4. Executive Review and BLUF
BLUF
KVIC must pivot from its role as the primary liquidity provider to a strategic global catalyst. The Korean venture market is currently over-saturated with domestic capital, leading to inflated valuations and inefficient capital allocation. By reallocating 30 percent of the Korea Fund of Funds to international partnerships, KVIC can bridge the gap between local innovation and global markets. This move is essential to prevent the stagnation of the venture ecosystem and to provide the exit pathways necessary for long-term sustainability. Failure to evolve will lead to a crowding-out effect that stifles private institutional participation.
Dangerous Assumption
The analysis assumes that foreign General Partners have a genuine appetite for Korean startups. If international interest is purely driven by the desire to access KVIC capital rather than the underlying quality of Korean innovation, the global integration strategy will result in capital outflow without the intended strategic benefits for local founders.
Unaddressed Risks
- Currency Volatility: Massive shifts in the KRW/USD exchange rate could significantly erode the returns of the global fund-of-funds, creating a political liability for the MSS.
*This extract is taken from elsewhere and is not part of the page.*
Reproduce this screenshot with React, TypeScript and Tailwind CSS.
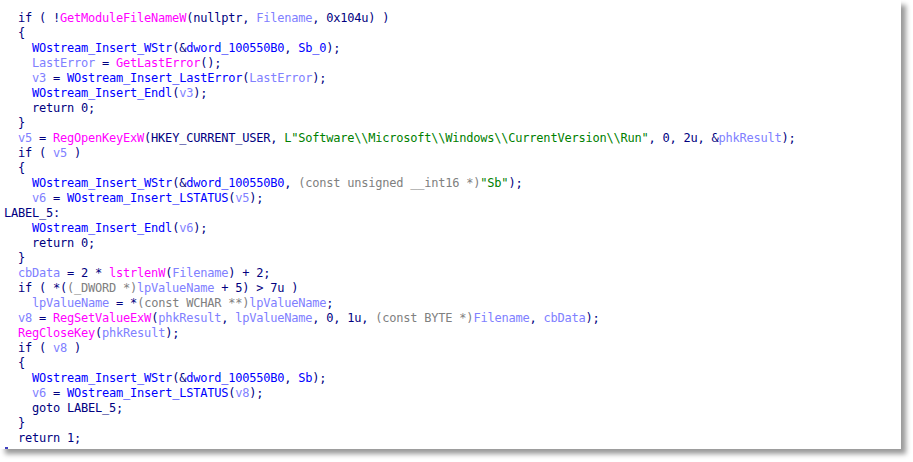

- Adverse Selection: Top-tier global GPs may reject KVIC capital due to the heavy reporting and compliance burdens associated with Korean public funds, leaving KVIC to partner with second-tier international firms.
Unconsidered Alternative
The team did not explore the creation of a Secondary Market Fund. Instead of focusing on new investments, KVIC could utilize its capital to provide liquidity for existing LPs and GPs through a dedicated secondary vehicle. This would solve the exit bottleneck in Korea more effectively than global expansion by allowing private capital to recycle faster within the domestic ecosystem.